Web page code records

━━━━━━━━━━━━━━━━

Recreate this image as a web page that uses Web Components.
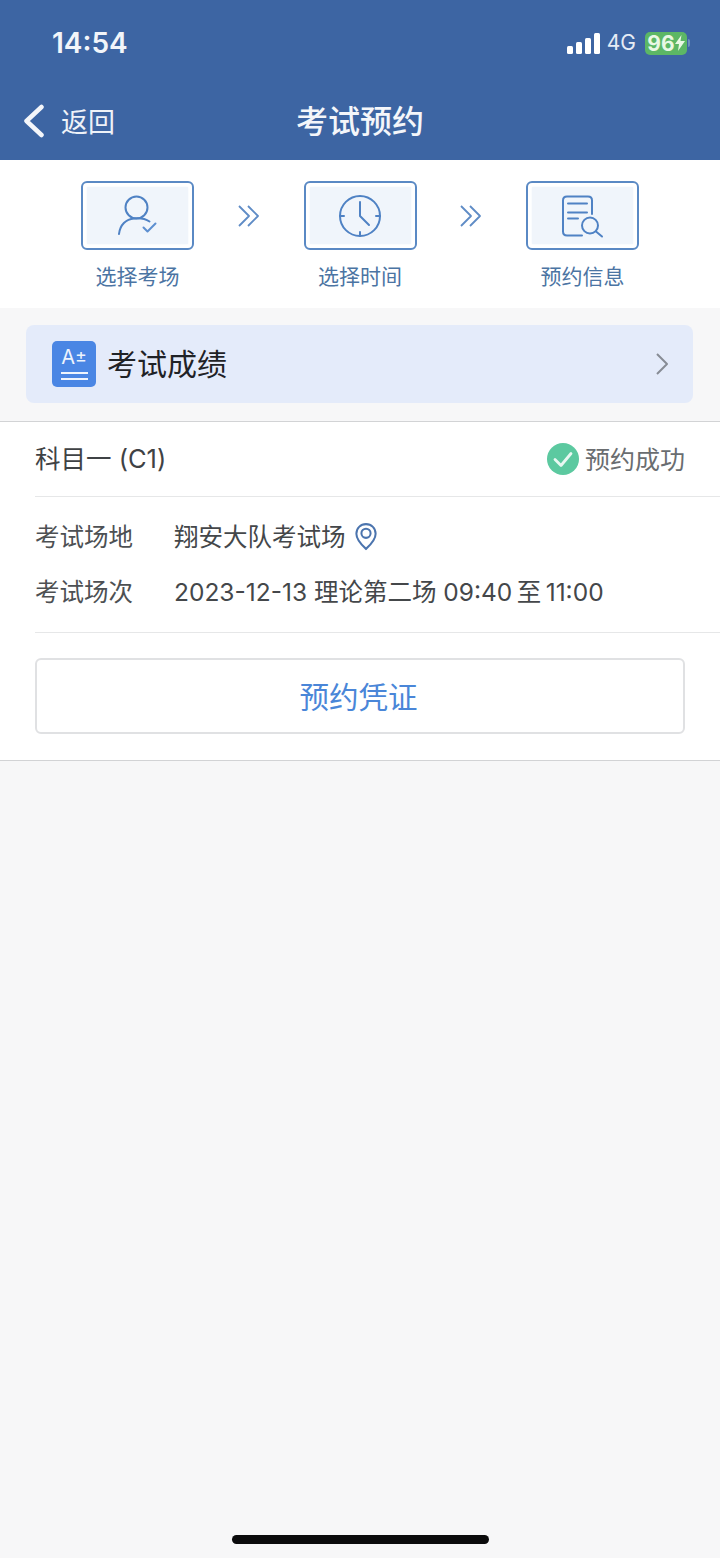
<!DOCTYPE html>
<html lang="zh">
<head>
<meta charset="utf-8">
<title>考试预约</title>
<style>
    html, body { margin: 0; padding: 0; background: #f7f7f8; }
    body {
        width: 720px;
        height: 1558px;
        overflow: hidden;
        font-family: "Inter", "Noto Sans CJK SC", sans-serif;
        display: flex;
        flex-direction: column;
    }
</style>
</head>
<body>
<app-header title="考试预约" back="返回" time="14:54"></app-header>

<step-bar>
    <step-item label="选择考场">
        <svg viewBox="0 0 44 44" width="44" height="44" fill="none" stroke="#4f82c4" stroke-width="2" stroke-linecap="round" stroke-linejoin="round">
            <circle cx="20.500" cy="13.500" r="11"/>
            <path d="M3 40c1-9 7-15 15-15.500 5-.5 11 0 15.500 3"/>
            <path d="M27.500 33.500l4 4 8-8" stroke="#5d8fd0"/>
        </svg>
    </step-item>
    <step-arrow></step-arrow>
    <step-item label="选择时间">
        <svg viewBox="0 0 44 44" width="44" height="44" fill="none" stroke="#4f82c4" stroke-width="2" stroke-linecap="round" stroke-linejoin="round">
            <circle cx="22" cy="22" r="20"/>
            <path d="M22 8v14l9 9"/>
            <path d="M2 22h4M38 22h4M22 38v4"/>
        </svg>
    </step-item>
    <step-arrow></step-arrow>
    <step-item label="预约信息">
        <svg viewBox="0 0 44 44" width="44" height="44" fill="none" stroke="#4f82c4" stroke-width="2" stroke-linecap="round" stroke-linejoin="round">
            <path d="M31 20V6.500c0-2.500-1.500-4-4-4H6c-2.500 0-4 1.500-4 4v31c0 2.500 1.500 4 4 4h15"/>
            <path d="M7 9.500h19M7 18.500h19M7 24.500h10"/>
            <circle cx="29" cy="31.500" r="8"/>
            <path d="M35 37.500l6 5"/>
        </svg>
    </step-item>
</step-bar>

<score-link label="考试成绩"></score-link>

<exam-card subject="科目一 (C1)" status="预约成功" button="预约凭证">
    <info-row label="考试场地">翔安大队考试场<pin-icon></pin-icon></info-row>
    <info-row label="考试场次">2023-12-13 理论第二场 09:40&thinsp;至&thinsp;11:00</info-row>
</exam-card>

<home-bar></home-bar>

<script>
    class AppHeader extends HTMLElement {
        constructor() {
            super();
            this.attachShadow({ mode: "open" });
            const title = this.getAttribute("title");
            const back = this.getAttribute("back");
            const time = this.getAttribute("time");
            this.shadowRoot.innerHTML = `
                <style>
                    :host {
                        display: block;
                        background: #3d65a3;
                        color: #fff;
                        flex: none;
                        height: 160px;
                    }
                    .status {
                        height: 84px;
                        display: flex;
                        align-items: flex-start;
                        justify-content: space-between;
                        padding: 26px 30px 0 52px;
                        box-sizing: border-box;
                    }
                    .time {
                        font: 600 28px/34px "Inter", sans-serif;
                        color: #f2f5fa;
                    }
                    .right {
                        display: flex;
                        align-items: center;
                        height: 34px;
                        gap: 7px;
                    }
                    .net { font: 400 21px/24px "Inter", sans-serif; color: #e6ecf5; margin-right: 2px; }
                    .battery {
                        width: 42px;
                        height: 23px;
                        border-radius: 5px;
                        background: #5cb765;
                        color: #e9f8e4;
                        font: 700 21px/23px "Inter", sans-serif;
                        display: flex;
                        align-items: center;
                        justify-content: center;
                    }
                    .nub { width: 2px; height: 8px; background: #6f8fbd; border-radius: 0 2px 2px 0; margin-left: -6px; }
                    .nav {
                        position: relative;
                        height: 76px;
                        display: flex;
                        align-items: center;
                        justify-content: center;
                    }
                    .back {
                        position: absolute;
                        left: 23px;
                        top: 20px;
                        display: flex;
                        align-items: center;
                        gap: 16px;
                        font: 400 27px/34px "Noto Sans CJK SC", sans-serif;
                        color: #eef2f8;
                    }
                    h1 {
                        margin: 0 0 6px;
                        font: 500 32px/40px "Noto Sans CJK SC", sans-serif;
                        color: #f4f6fa;
                    }
                </style>
                <div class="status">
                    <span class="time">${time}</span>
                    <div class="right">
                        <svg width="33" height="21" viewBox="0 0 33 21" fill="#fff">
                            <rect x="0" y="13" width="6" height="8" rx="1.500"/>
                            <rect x="9" y="9" width="6" height="12" rx="1.500"/>
                            <rect x="18" y="5" width="6" height="16" rx="1.500"/>
                            <rect x="27" y="0" width="6" height="21" rx="1.500"/>
                        </svg>
                        <span class="net">4G</span>
                        <span class="battery">96<svg width="10" height="16" viewBox="0 0 10 16" fill="#e9f8e4"><path d="M6.500 0L0 9h4l-1 7 7-10H5.500z"/></svg></span>
                        <span class="nub"></span>
                    </div>
                </div>
                <div class="nav">
                    <div class="back">
                        <svg width="22" height="34" viewBox="0 0 22 34" fill="none" stroke="#f4f6fa" stroke-width="4.500" stroke-linecap="round" stroke-linejoin="round"><path d="M18.500 3L3.500 17l15 14"/></svg>
                        <span>${back}</span>
                    </div>
                    <h1>${title}</h1>
                </div>
            `;
        }
    }

    class StepBar extends HTMLElement {
        constructor() {
            super();
            this.attachShadow({ mode: "open" });
            this.shadowRoot.innerHTML = `
                <style>
                    :host {
                        display: flex;
                        flex: none;
                        height: 148px;
                        box-sizing: border-box;
                        background: #fff;
                        padding: 21px 0 0 81px;
                        align-items: flex-start;
                    }
                </style>
                <slot></slot>
            `;
        }
    }

    class StepItem extends HTMLElement {
        constructor() {
            super();
            this.attachShadow({ mode: "open" });
            const label = this.getAttribute("label");
            this.shadowRoot.innerHTML = `
                <style>
                    :host {
                        display: flex;
                        flex-direction: column;
                        align-items: center;
                        width: 113px;
                    }
                    .box {
                        width: 113px;
                        height: 69px;
                        box-sizing: border-box;
                        border: 2px solid #5a89c4;
                        border-radius: 6px;
                        padding: 4px;
                        background: #fff;
                    }
                    .inner {
                        height: 100%;
                        background: #f0f5fb;
                        box-shadow: 0 0 2px #f0f5fb;
                        display: flex;
                        align-items: center;
                        justify-content: center;
                    }
                    .label {
                        margin-top: 11px;
                        font: 400 21px/28px "Noto Sans CJK SC", sans-serif;
                        color: #4b74a3;
                    }
                </style>
                <div class="box"><div class="inner"><slot></slot></div></div>
                <div class="label">${label}</div>
            `;
        }
    }

    class StepArrow extends HTMLElement {
        constructor() {
            super();
            this.attachShadow({ mode: "open" });
            this.shadowRoot.innerHTML = `
                <style>
                    :host {
                        display: flex;
                        justify-content: center;
                        width: 109.500px;
                        padding-top: 23px;
                    }
                </style>
                <svg width="24" height="24" viewBox="0 0 24 24" fill="none" stroke="#5f8cc6" stroke-width="1.800" stroke-linejoin="round">
                    <path d="M2 2l10 10L2 22M11 2l10 10-10 10"/>
                </svg>
            `;
        }
    }

    class ScoreLink extends HTMLElement {
        constructor() {
            super();
            this.attachShadow({ mode: "open" });
            const label = this.getAttribute("label");
            this.shadowRoot.innerHTML = `
                <style>
                    :host {
                        display: block;
                        flex: none;
                        background: #f7f7f8;
                        padding: 17px 27px 18px 26px;
                    }
                    .card {
                        height: 78px;
                        border-radius: 8px;
                        background: #e4ebfa;
                        display: flex;
                        align-items: center;
                        padding: 0 24px 0 26px;
                        gap: 12px;
                    }
                    .label {
                        flex: 1;
                        margin: 0 0 4px -1px;
                        font: 400 30px/40px "Noto Sans CJK SC", sans-serif;
                        color: #1f2226;
                    }
                    .badge {
                        width: 44px;
                        height: 46px;
                        border-radius: 5px;
                        background: #4a86e4;
                        display: flex;
                        flex-direction: column;
                        align-items: center;
                        color: #eef4fd;
                        box-sizing: border-box;
                        padding: 6px 0 0;
                    }
                    .grade { font: 400 20px/20px "Inter", sans-serif; height: 20px; display: flex; }
                    .grade span { font-size: 18px; line-height: 18px; }
                    .bar { width: 27px; height: 2px; background: #eef4fd; margin-top: 4px; }
                    .grade + .bar { margin-top: 5px; }
                </style>
                <div class="card">
                    <div class="badge">
                        <div class="grade">A<span>±</span></div>
                        <i class="bar"></i>
                        <i class="bar"></i>
                    </div>
                    <span class="label">${label}</span>
                    <svg width="14" height="24" viewBox="0 0 14 24" fill="none" stroke="#878c95" stroke-width="2" stroke-linejoin="round"><path d="M2 2l10 10L2 22"/></svg>
                </div>
            `;
        }
    }

    class ExamCard extends HTMLElement {
        constructor() {
            super();
            this.attachShadow({ mode: "open" });
            const subject = this.getAttribute("subject");
            const status = this.getAttribute("status");
            const button = this.getAttribute("button");
            this.shadowRoot.innerHTML = `
                <style>
                    :host {
                        display: block;
                        flex: none;
                        background: #fff;
                        border-top: 1px solid #d2d3d5;
                        border-bottom: 1px solid #d2d3d5;
                        height: 339.500px;
                        box-sizing: border-box;
                    }
                    .head {
                        height: 74px;
                        margin-left: 35px;
                        padding-right: 35px;
                        display: flex;
                        align-items: center;
                        justify-content: space-between;
                        border-bottom: 1px solid #e6e7e8;
                    }
                    .subject {
                        font: 400 25.500px/34px "Inter", "Noto Sans CJK SC", sans-serif;
                        color: #3f4245;
                    }
                    .status {
                        display: flex;
                        align-items: center;
                        gap: 6px;
                        font: 400 25px/32px "Noto Sans CJK SC", sans-serif;
                        color: #6a6d70;
                    }
                    .status span { margin-bottom: 2px; }
                    .rows {
                        height: 136px;
                        box-sizing: border-box;
                        margin-left: 35px;
                        padding-top: 12px;
                        border-bottom: 1px solid #e6e7e8;
                    }
                    .foot { padding: 25px 35px 0; }
                    .btn {
                        height: 76px;
                        box-sizing: border-box;
                        border: 2px solid #e0e1e3;
                        border-radius: 6px;
                        padding: 0 3px 3px 0;
                        display: flex;
                        align-items: center;
                        justify-content: center;
                        font: 400 29.500px/40px "Noto Sans CJK SC", sans-serif;
                        color: #4a86d8;
                    }
                </style>
                <div class="head">
                    <span class="subject">${subject}</span>
                    <span class="status">
                        <svg width="32" height="32" viewBox="0 0 32 32"><circle cx="16" cy="16" r="16" fill="#5cc9a0"/><path d="M8 16.500l6 6L24 10.500" fill="none" stroke="#e9f8f2" stroke-width="2.800" stroke-linecap="round" stroke-linejoin="round"/></svg>
                        <span>${status}</span>
                    </span>
                </div>
                <div class="rows"><slot></slot></div>
                <div class="foot"><div class="btn">${button}</div></div>
            `;
        }
    }

    class InfoRow extends HTMLElement {
        constructor() {
            super();
            this.attachShadow({ mode: "open" });
            const label = this.getAttribute("label");
            this.shadowRoot.innerHTML = `
                <style>
                    :host {
                        display: flex;
                        align-items: center;
                        height: 55px;
                        font: 400 24.500px/34px "Inter", "Noto Sans CJK SC", sans-serif;
                        color: #44474a;
                    }
                    .label { width: 139px; flex: none; color: #4d5053; }
                    .value { display: flex; align-items: center; white-space: pre; }
                </style>
                <span class="label">${label}</span>
                <span class="value"><slot></slot></span>
            `;
        }
    }

    class PinIcon extends HTMLElement {
        constructor() {
            super();
            this.attachShadow({ mode: "open" });
            this.shadowRoot.innerHTML = `
                <style>
                    :host { display: inline-flex; margin-left: 9px; }
                </style>
                <svg width="22" height="29" viewBox="0 0 24 30" fill="none" stroke="#4b74ae" stroke-width="2.200">
                    <path d="M12 1.500c6 0 10.500 4.500 10.500 10.500 0 6.500-6 12.500-10.500 16.500C7.500 24.500 1.500 18.500 1.500 12 1.500 6 6 1.500 12 1.500z"/>
                    <circle cx="12" cy="11.500" r="5"/>
                </svg>
            `;
        }
    }

    class HomeBar extends HTMLElement {
        constructor() {
            super();
            this.attachShadow({ mode: "open" });
            this.shadowRoot.innerHTML = `
                <style>
                    :host {
                        display: flex;
                        flex: 1;
                        justify-content: center;
                        align-items: flex-end;
                        padding-bottom: 14px;
                    }
                    i { display: block; width: 257px; height: 9px; border-radius: 5px; background: #0b0b0c; }
                </style>
                <i></i>
            `;
        }
    }

    customElements.define("app-header", AppHeader);
    customElements.define("step-bar", StepBar);
    customElements.define("step-item", StepItem);
    customElements.define("step-arrow", StepArrow);
    customElements.define("score-link", ScoreLink);
    customElements.define("exam-card", ExamCard);
    customElements.define("info-row", InfoRow);
    customElements.define("pin-icon", PinIcon);
    customElements.define("home-bar", HomeBar);
</script>
</body>
</html>
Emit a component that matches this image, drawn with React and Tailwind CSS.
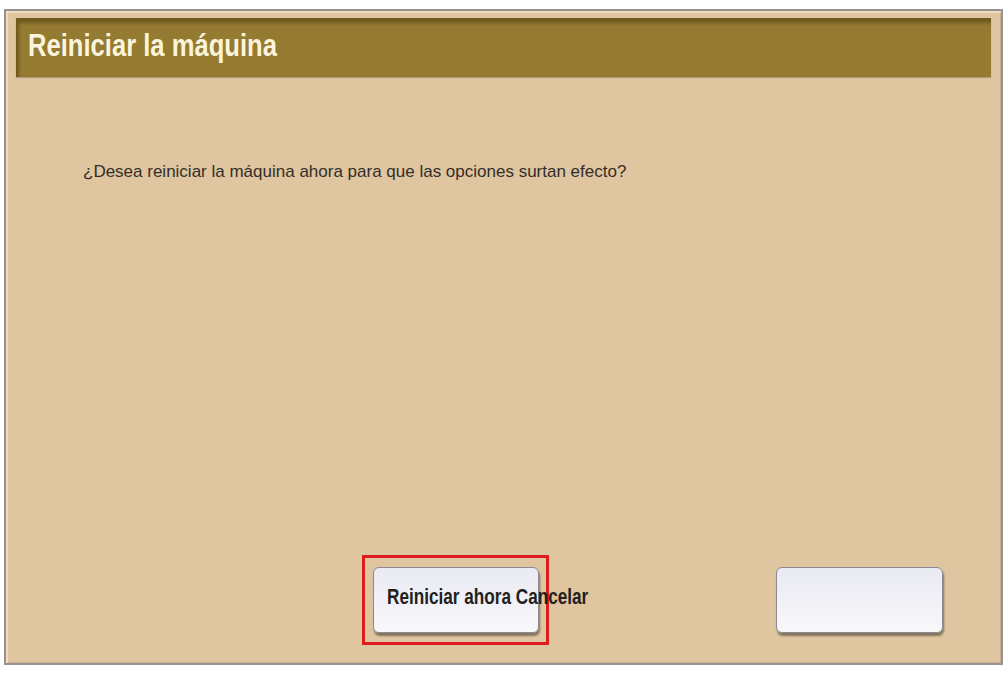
export default function App() {
  const sans = { fontFamily: '"Liberation Sans", Arial, sans-serif' };
  return (
    <div className="w-[1006px] h-[674px] bg-white pt-[9px] pl-[4px]">
      <div className="w-[999px] h-[656px] bg-[#dfc5a0] border-2 border-[#9a9290] shadow-[inset_2px_2px_0_#f0dcc0,inset_-1px_-1px_0_#c9b08a] flex flex-col px-[10px] pt-[7px]">
        <div className="h-[59px] bg-[#957a31] border-t-[3px] border-[#6f5a1c] shadow-[inset_3px_2px_3px_rgba(80,62,12,0.55),0_1px_1px_rgba(0,0,0,0.2)] flex items-start pt-[8px] pl-[12px]">
          <span style={sans} className="inline-block origin-left scale-x-[0.8] whitespace-nowrap text-[32px] font-bold text-[#fbf4dc] leading-none">Reiniciar la máquina</span>
        </div>
        <div style={sans} className="mt-[86px] pl-[67px] text-[17px] text-[#332f28] leading-none">
          ¿Desea reiniciar la máquina ahora para que las opciones surtan efecto?
        </div>
        <div className="flex-1" />
        <div className="flex items-end pb-[30px]">
          <div className="ml-[346px] w-[187px] h-[90px] border-[3px] border-[#e01b1b] mb-[-12px] pt-[9px] pl-[8px] relative">
            <div className="w-[166px] h-[66px] rounded-[6px] bg-gradient-to-b from-[#e9eaf2] to-[#f8f8fb] border border-[#8c8a92] shadow-[1px_3px_2px_rgba(60,50,40,0.55)]" />
            <span style={sans} className="absolute left-[22px] top-[28px] inline-block origin-left scale-x-[0.78] whitespace-nowrap text-[22px] font-bold text-[#231f1c] leading-none">Reiniciar ahora Cancelar</span>
          </div>
          <div className="ml-auto mr-[48px] w-[167px] h-[66px] rounded-[6px] bg-gradient-to-b from-[#e9eaf2] to-[#f8f8fb] border border-[#8c8a92] shadow-[1px_3px_2px_rgba(60,50,40,0.55)]" />
        </div>
      </div>
    </div>
  );
}
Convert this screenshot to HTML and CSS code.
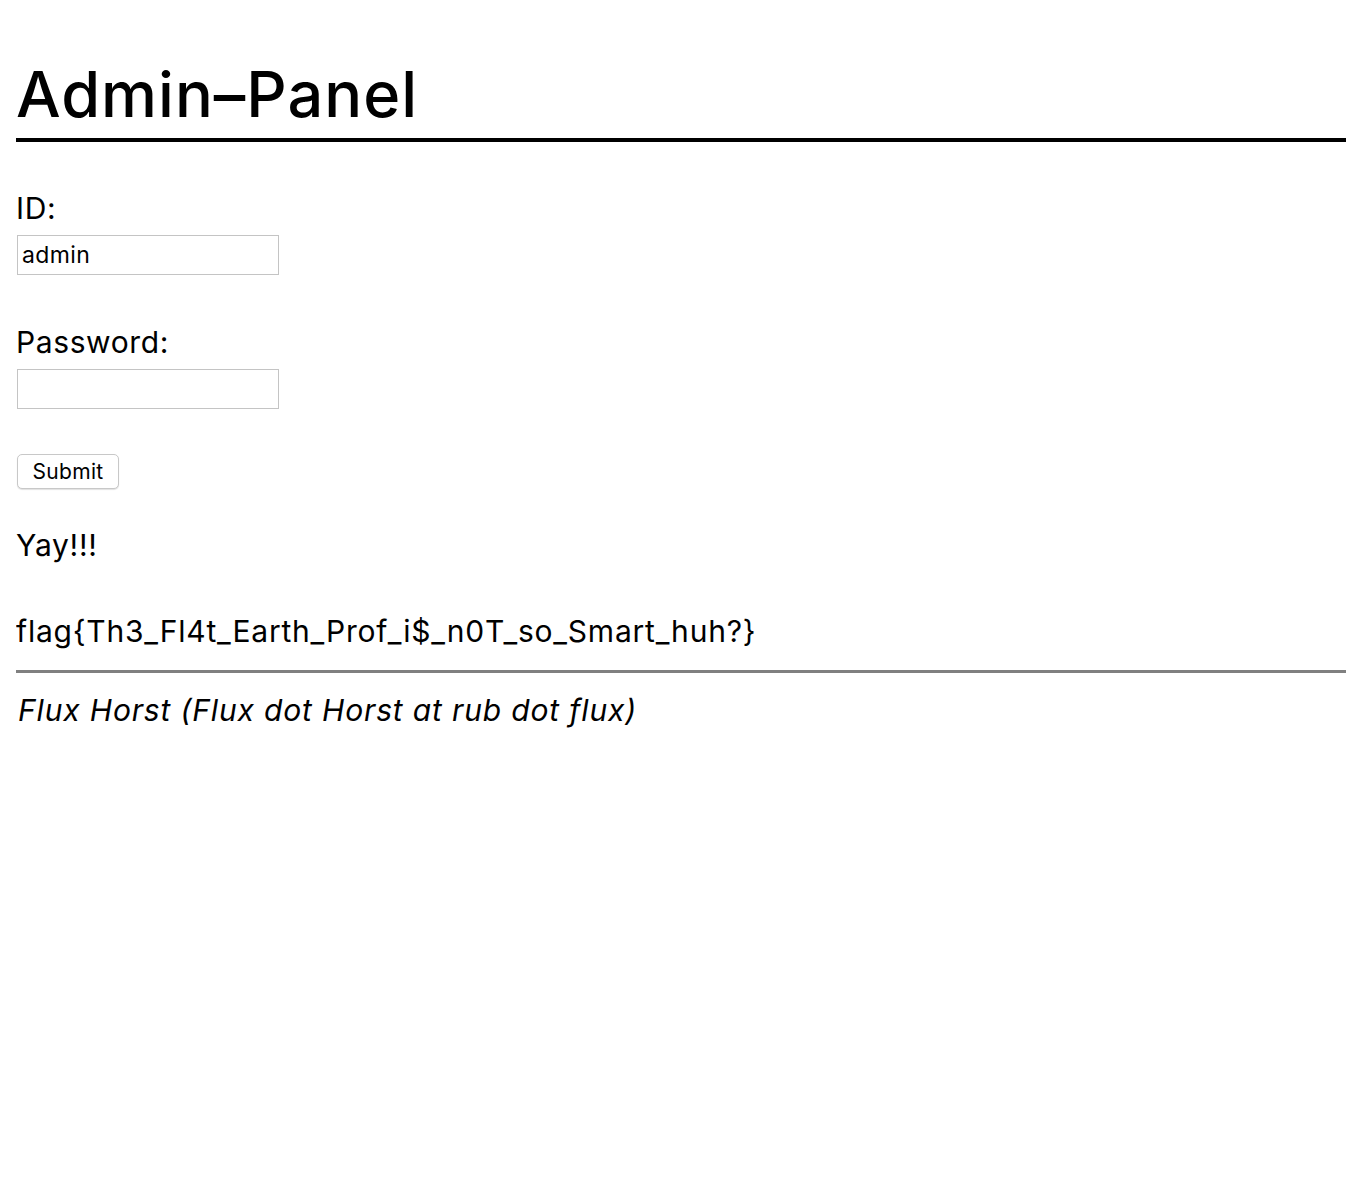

━━━━━━━━━━━━━━━━

Set down again, exactly, the lines of the material above from its first line to the one with "<home-bar></home-bar>", inclusive. Leave the pictures out.

# [RESPONSE]
Recreate this image as a web page that uses Web Components.
<!DOCTYPE html>
<html lang="zh">
<head>
<meta charset="utf-8">
<title>考试预约</title>
<style>
    html, body { margin: 0; padding: 0; background: #f7f7f8; }
    body {
        width: 720px;
        height: 1558px;
        overflow: hidden;
        font-family: "Inter", "Noto Sans CJK SC", sans-serif;
        display: flex;
        flex-direction: column;
    }
</style>
</head>
<body>
<app-header title="考试预约" back="返回" time="14:54"></app-header>

<step-bar>
    <step-item label="选择考场">
        <svg viewBox="0 0 44 44" width="44" height="44" fill="none" stroke="#4f82c4" stroke-width="2" stroke-linecap="round" stroke-linejoin="round">
            <circle cx="20.500" cy="13.500" r="11"/>
            <path d="M3 40c1-9 7-15 15-15.500 5-.5 11 0 15.500 3"/>
            <path d="M27.500 33.500l4 4 8-8" stroke="#5d8fd0"/>
        </svg>
    </step-item>
    <step-arrow></step-arrow>
    <step-item label="选择时间">
        <svg viewBox="0 0 44 44" width="44" height="44" fill="none" stroke="#4f82c4" stroke-width="2" stroke-linecap="round" stroke-linejoin="round">
            <circle cx="22" cy="22" r="20"/>
            <path d="M22 8v14l9 9"/>
            <path d="M2 22h4M38 22h4M22 38v4"/>
        </svg>
    </step-item>
    <step-arrow></step-arrow>
    <step-item label="预约信息">
        <svg viewBox="0 0 44 44" width="44" height="44" fill="none" stroke="#4f82c4" stroke-width="2" stroke-linecap="round" stroke-linejoin="round">
            <path d="M31 20V6.500c0-2.500-1.500-4-4-4H6c-2.500 0-4 1.500-4 4v31c0 2.500 1.500 4 4 4h15"/>
            <path d="M7 9.500h19M7 18.500h19M7 24.500h10"/>
            <circle cx="29" cy="31.500" r="8"/>
            <path d="M35 37.500l6 5"/>
        </svg>
    </step-item>
</step-bar>

<score-link label="考试成绩"></score-link>

<exam-card subject="科目一 (C1)" status="预约成功" button="预约凭证">
    <info-row label="考试场地">翔安大队考试场<pin-icon></pin-icon></info-row>
    <info-row label="考试场次">2023-12-13 理论第二场 09:40&thinsp;至&thinsp;11:00</info-row>
</exam-card>

<home-bar></home-bar>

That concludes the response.